STATED EXERCISE
Render the material again word for word, skipping the pictures in it.
─── DATA PROVIDED
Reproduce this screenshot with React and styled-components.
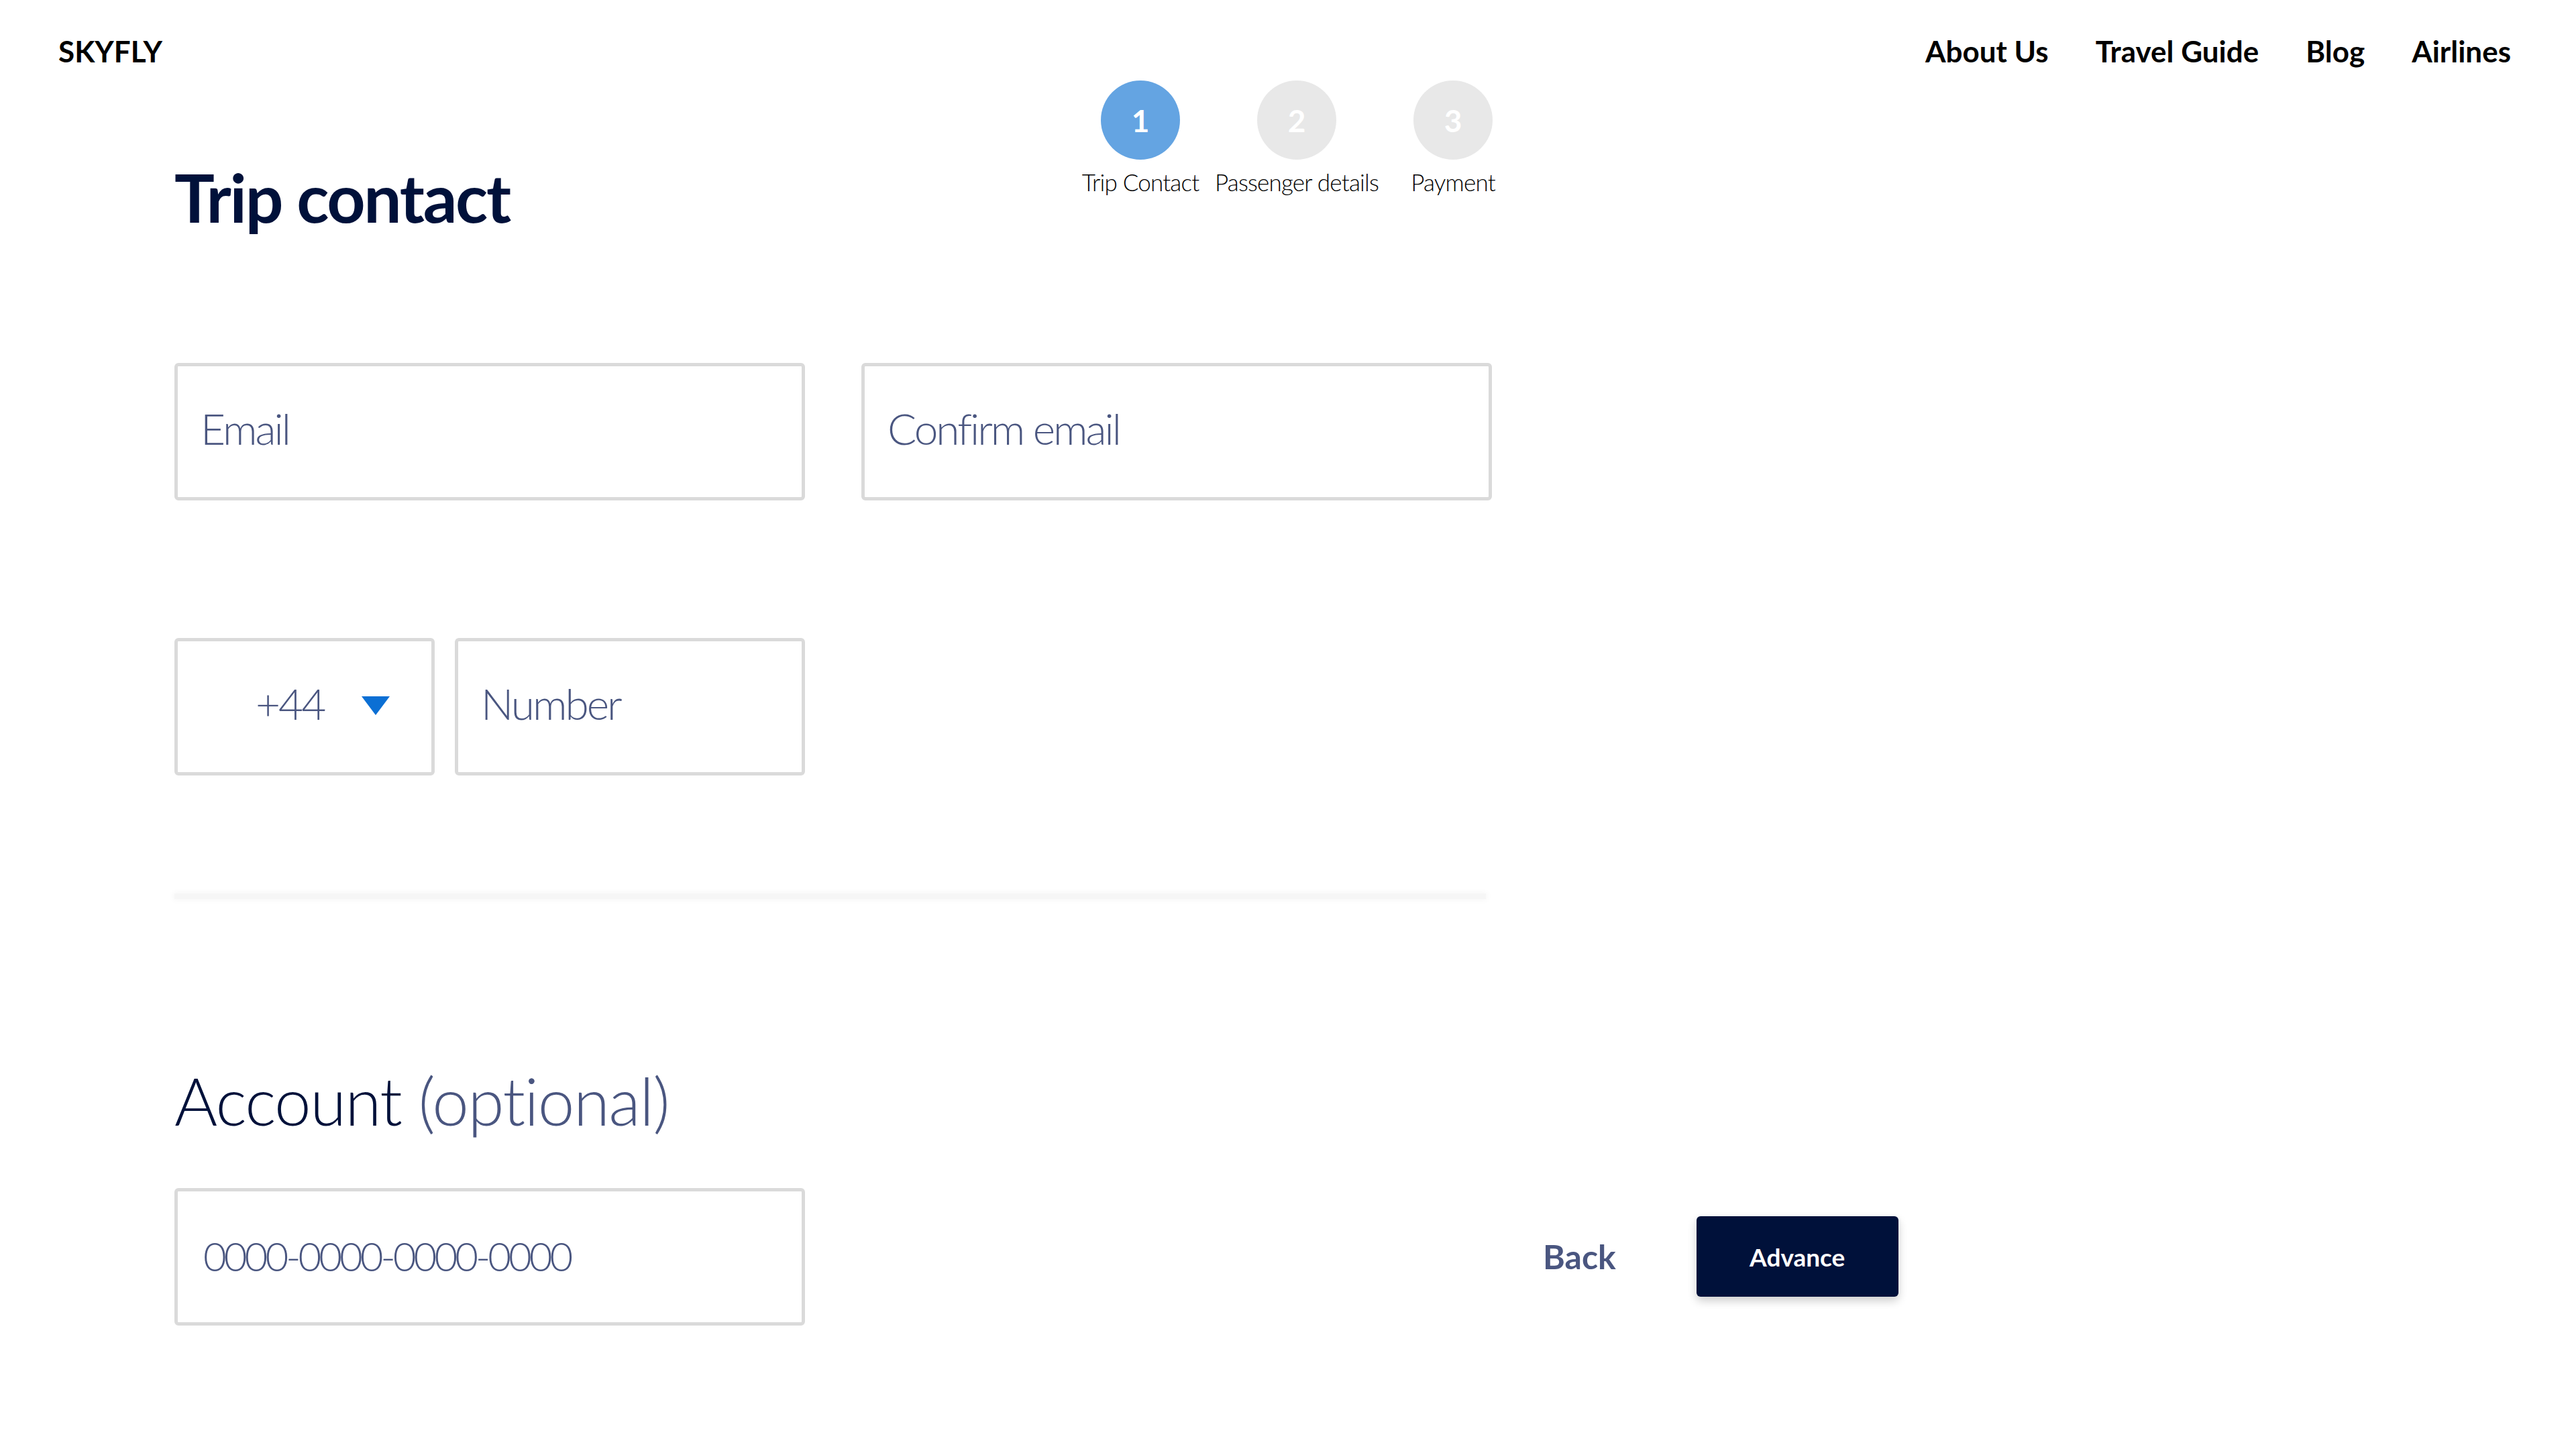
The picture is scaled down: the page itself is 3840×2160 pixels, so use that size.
import React from "react";
import styled, { createGlobalStyle } from "styled-components";

const GlobalStyle = createGlobalStyle`
  html, body {
    margin: 0;
    padding: 0;
    background: #ffffff;
  }
  body {
    font-family: Lato, "Noto Sans", sans-serif;
    -webkit-font-smoothing: antialiased;
  }
`;

const Page = styled.div`
  width: 3840px;
  min-height: 2160px;
  background: #ffffff;
`;

const Header = styled.header`
  box-sizing: border-box;
  height: 120px;
  padding: 50px 97px 0 87px;
  display: flex;
  justify-content: space-between;
  align-items: flex-start;
`;

const Logo = styled.div`
  font-size: 44px;
  line-height: 52px;
  font-weight: 700;
  color: #000000;
`;

const Nav = styled.nav`
  display: flex;
  gap: 70px;
`;

const NavLink = styled.a`
  font-size: 44px;
  line-height: 52px;
  font-weight: 700;
  color: #000000;
  text-decoration: none;
`;

const Main = styled.main`
  width: 1970px;
  padding-left: 260px;
`;

const TitleRow = styled.div`
  display: flex;
  justify-content: space-between;
  align-items: flex-start;
`;

const Heading = styled.h1`
  margin: 113px 0 0;
  font-size: 100px;
  line-height: 1.2;
  font-weight: 700;
  letter-spacing: -2.3px;
  color: #00113a;
`;

const Stepper = styled.ol`
  display: flex;
  gap: 105px;
  margin: 0;
  padding: 0;
  list-style: none;
`;

const Step = styled.li`
  width: 128px;
  display: flex;
  flex-direction: column;
  align-items: center;
`;

const StepCircle = styled.div`
  width: 118px;
  height: 118px;
  border-radius: 50%;
  background: ${(p) => (p.$active ? "#64a4e2" : "#e8e8e8")};
  color: #ffffff;
  font-size: 46px;
  font-weight: 700;
  display: flex;
  align-items: center;
  justify-content: center;
`;

const StepLabel = styled.span`
  margin-top: 12px;
  font-size: 35px;
  line-height: 1.2;
  font-weight: 300;
  color: #000000;
  white-space: nowrap;
  letter-spacing: -0.8px;
`;

const FieldRow = styled.div`
  display: flex;
  gap: ${(p) => p.$gap || 84}px;
  margin-top: ${(p) => p.$top}px;
`;

const Field = styled.div`
  box-sizing: border-box;
  flex-shrink: 0;
  width: ${(p) => p.$width}px;
  height: 205px;
  border: 5px solid #dadada;
  border-radius: 6px;
  padding: 0 0 ${(p) => p.$lift ?? 10}px ${(p) => p.$pad || 34}px;
  display: flex;
  align-items: center;
  gap: 56px;
  font-size: ${(p) => p.$size || 64}px;
  font-weight: 300;
  letter-spacing: ${(p) => p.$spacing ?? -3}px;
  color: #4a5680;
  white-space: nowrap;
`;

const Caret = styled.svg`
  width: 42px;
  height: 28px;
  flex-shrink: 0;
  margin-top: 6px;
`;

const Divider = styled.div`
  width: 1955px;
  height: 8px;
  margin-top: 176px;
  background: #f6f6f6;
  box-shadow: 0 0 8px 2px rgba(0, 0, 0, 0.035);
`;

const SubHeading = styled.h2`
  margin: 242px 0 0;
  font-size: 98px;
  line-height: 1.2;
  font-weight: 300;
  letter-spacing: -1.5px;
  color: #00113a;
`;

const Optional = styled.span`
  color: #4a5680;
`;

const BottomRow = styled.div`
  display: flex;
  align-items: center;
  margin-top: 71px;
`;

const Actions = styled.div`
  display: flex;
  align-items: center;
  gap: 120px;
  margin-left: 1100px;
`;

const BackButton = styled.button`
  border: none;
  background: none;
  padding: 0;
  font-family: inherit;
  font-size: 50px;
  font-weight: 700;
  color: #4a5680;
  cursor: pointer;
`;

const AdvanceButton = styled.button`
  width: 301px;
  height: 120px;
  border: none;
  border-radius: 6px;
  background: #00113a;
  color: #ffffff;
  font-family: inherit;
  font-size: 37px;
  font-weight: 700;
  box-shadow: 0 6px 14px rgba(0, 0, 0, 0.2);
  cursor: pointer;
`;

const steps = ["Trip Contact", "Passenger details", "Payment"];

const App = () => {
  return (
    <Page>
      <GlobalStyle />
      <Header>
        <Logo>SKYFLY</Logo>
        <Nav>
          <NavLink>About Us</NavLink>
          <NavLink>Travel Guide</NavLink>
          <NavLink>Blog</NavLink>
          <NavLink>Airlines</NavLink>
        </Nav>
      </Header>

      <Main>
        <TitleRow>
          <Heading>Trip contact</Heading>
          <Stepper>
            {steps.map((label, i) => (
              <Step key={label}>
                <StepCircle $active={i === 0}>{i + 1}</StepCircle>
                <StepLabel>{label}</StepLabel>
              </Step>
            ))}
          </Stepper>
        </TitleRow>

        <FieldRow $top={188}>
          <Field $width={940}>Email</Field>
          <Field $width={940}>Confirm email</Field>
        </FieldRow>

        <FieldRow $top={205} $gap={30}>
          <Field $width={388} $pad={116}>
            +44
            <Caret viewBox="0 0 42 28">
              <polygon points="0,0 42,0 21,28" fill="#0b6fd4" />
            </Caret>
          </Field>
          <Field $width={522}>Number</Field>
        </FieldRow>

        <Divider />

        <SubHeading>
          Account <Optional>(optional)</Optional>
        </SubHeading>

        <BottomRow>
          <Field $width={940} $pad={38} $size={60} $spacing={-4} $lift={2}>
            0000-0000-0000-0000
          </Field>
          <Actions>
            <BackButton>Back</BackButton>
            <AdvanceButton>Advance</AdvanceButton>
          </Actions>
        </BottomRow>
      </Main>
    </Page>
  );
};

export default App;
──────
THE RESULT
Reproduce this screenshot with React and styled-components.
The picture is scaled down: the page itself is 3840×2160 pixels, so use that size.
import React from "react";
import styled, { createGlobalStyle } from "styled-components";

const GlobalStyle = createGlobalStyle`
  html, body {
    margin: 0;
    padding: 0;
    background: #ffffff;
  }
  body {
    font-family: Lato, "Noto Sans", sans-serif;
    -webkit-font-smoothing: antialiased;
  }
`;

const Page = styled.div`
  width: 3840px;
  min-height: 2160px;
  background: #ffffff;
`;

const Header = styled.header`
  box-sizing: border-box;
  height: 120px;
  padding: 50px 97px 0 87px;
  display: flex;
  justify-content: space-between;
  align-items: flex-start;
`;

const Logo = styled.div`
  font-size: 44px;
  line-height: 52px;
  font-weight: 700;
  color: #000000;
`;

const Nav = styled.nav`
  display: flex;
  gap: 70px;
`;

const NavLink = styled.a`
  font-size: 44px;
  line-height: 52px;
  font-weight: 700;
  color: #000000;
  text-decoration: none;
`;

const Main = styled.main`
  width: 1970px;
  padding-left: 260px;
`;

const TitleRow = styled.div`
  display: flex;
  justify-content: space-between;
  align-items: flex-start;
`;

const Heading = styled.h1`
  margin: 113px 0 0;
  font-size: 100px;
  line-height: 1.2;
  font-weight: 700;
  letter-spacing: -2.3px;
  color: #00113a;
`;

const Stepper = styled.ol`
  display: flex;
  gap: 105px;
  margin: 0;
  padding: 0;
  list-style: none;
`;

const Step = styled.li`
  width: 128px;
  display: flex;
  flex-direction: column;
  align-items: center;
`;

const StepCircle = styled.div`
  width: 118px;
  height: 118px;
  border-radius: 50%;
  background: ${(p) => (p.$active ? "#64a4e2" : "#e8e8e8")};
  color: #ffffff;
  font-size: 46px;
  font-weight: 700;
  display: flex;
  align-items: center;
  justify-content: center;
`;

const StepLabel = styled.span`
  margin-top: 12px;
  font-size: 35px;
  line-height: 1.2;
  font-weight: 300;
  color: #000000;
  white-space: nowrap;
  letter-spacing: -0.8px;
`;

const FieldRow = styled.div`
  display: flex;
  gap: ${(p) => p.$gap || 84}px;
  margin-top: ${(p) => p.$top}px;
`;

const Field = styled.div`
  box-sizing: border-box;
  flex-shrink: 0;
  width: ${(p) => p.$width}px;
  height: 205px;
  border: 5px solid #dadada;
  border-radius: 6px;
  padding: 0 0 ${(p) => p.$lift ?? 10}px ${(p) => p.$pad || 34}px;
  display: flex;
  align-items: center;
  gap: 56px;
  font-size: ${(p) => p.$size || 64}px;
  font-weight: 300;
  letter-spacing: ${(p) => p.$spacing ?? -3}px;
  color: #4a5680;
  white-space: nowrap;
`;

const Caret = styled.svg`
  width: 42px;
  height: 28px;
  flex-shrink: 0;
  margin-top: 6px;
`;

const Divider = styled.div`
  width: 1955px;
  height: 8px;
  margin-top: 176px;
  background: #f6f6f6;
  box-shadow: 0 0 8px 2px rgba(0, 0, 0, 0.035);
`;

const SubHeading = styled.h2`
  margin: 242px 0 0;
  font-size: 98px;
  line-height: 1.2;
  font-weight: 300;
  letter-spacing: -1.5px;
  color: #00113a;
`;

const Optional = styled.span`
  color: #4a5680;
`;

const BottomRow = styled.div`
  display: flex;
  align-items: center;
  margin-top: 71px;
`;

const Actions = styled.div`
  display: flex;
  align-items: center;
  gap: 120px;
  margin-left: 1100px;
`;

const BackButton = styled.button`
  border: none;
  background: none;
  padding: 0;
  font-family: inherit;
  font-size: 50px;
  font-weight: 700;
  color: #4a5680;
  cursor: pointer;
`;

const AdvanceButton = styled.button`
  width: 301px;
  height: 120px;
  border: none;
  border-radius: 6px;
  background: #00113a;
  color: #ffffff;
  font-family: inherit;
  font-size: 37px;
  font-weight: 700;
  box-shadow: 0 6px 14px rgba(0, 0, 0, 0.2);
  cursor: pointer;
`;

const steps = ["Trip Contact", "Passenger details", "Payment"];

const App = () => {
  return (
    <Page>
      <GlobalStyle />
      <Header>
        <Logo>SKYFLY</Logo>
        <Nav>
          <NavLink>About Us</NavLink>
          <NavLink>Travel Guide</NavLink>
          <NavLink>Blog</NavLink>
          <NavLink>Airlines</NavLink>
        </Nav>
      </Header>

      <Main>
        <TitleRow>
          <Heading>Trip contact</Heading>
          <Stepper>
            {steps.map((label, i) => (
              <Step key={label}>
                <StepCircle $active={i === 0}>{i + 1}</StepCircle>
                <StepLabel>{label}</StepLabel>
              </Step>
            ))}
          </Stepper>
        </TitleRow>

        <FieldRow $top={188}>
          <Field $width={940}>Email</Field>
          <Field $width={940}>Confirm email</Field>
        </FieldRow>

        <FieldRow $top={205} $gap={30}>
          <Field $width={388} $pad={116}>
            +44
            <Caret viewBox="0 0 42 28">
              <polygon points="0,0 42,0 21,28" fill="#0b6fd4" />
            </Caret>
          </Field>
          <Field $width={522}>Number</Field>
        </FieldRow>

        <Divider />

        <SubHeading>
          Account <Optional>(optional)</Optional>
        </SubHeading>

        <BottomRow>
          <Field $width={940} $pad={38} $size={60} $spacing={-4} $lift={2}>
            0000-0000-0000-0000
          </Field>
          <Actions>
            <BackButton>Back</BackButton>
            <AdvanceButton>Advance</AdvanceButton>
          </Actions>
        </BottomRow>
      </Main>
    </Page>
  );
};

export default App;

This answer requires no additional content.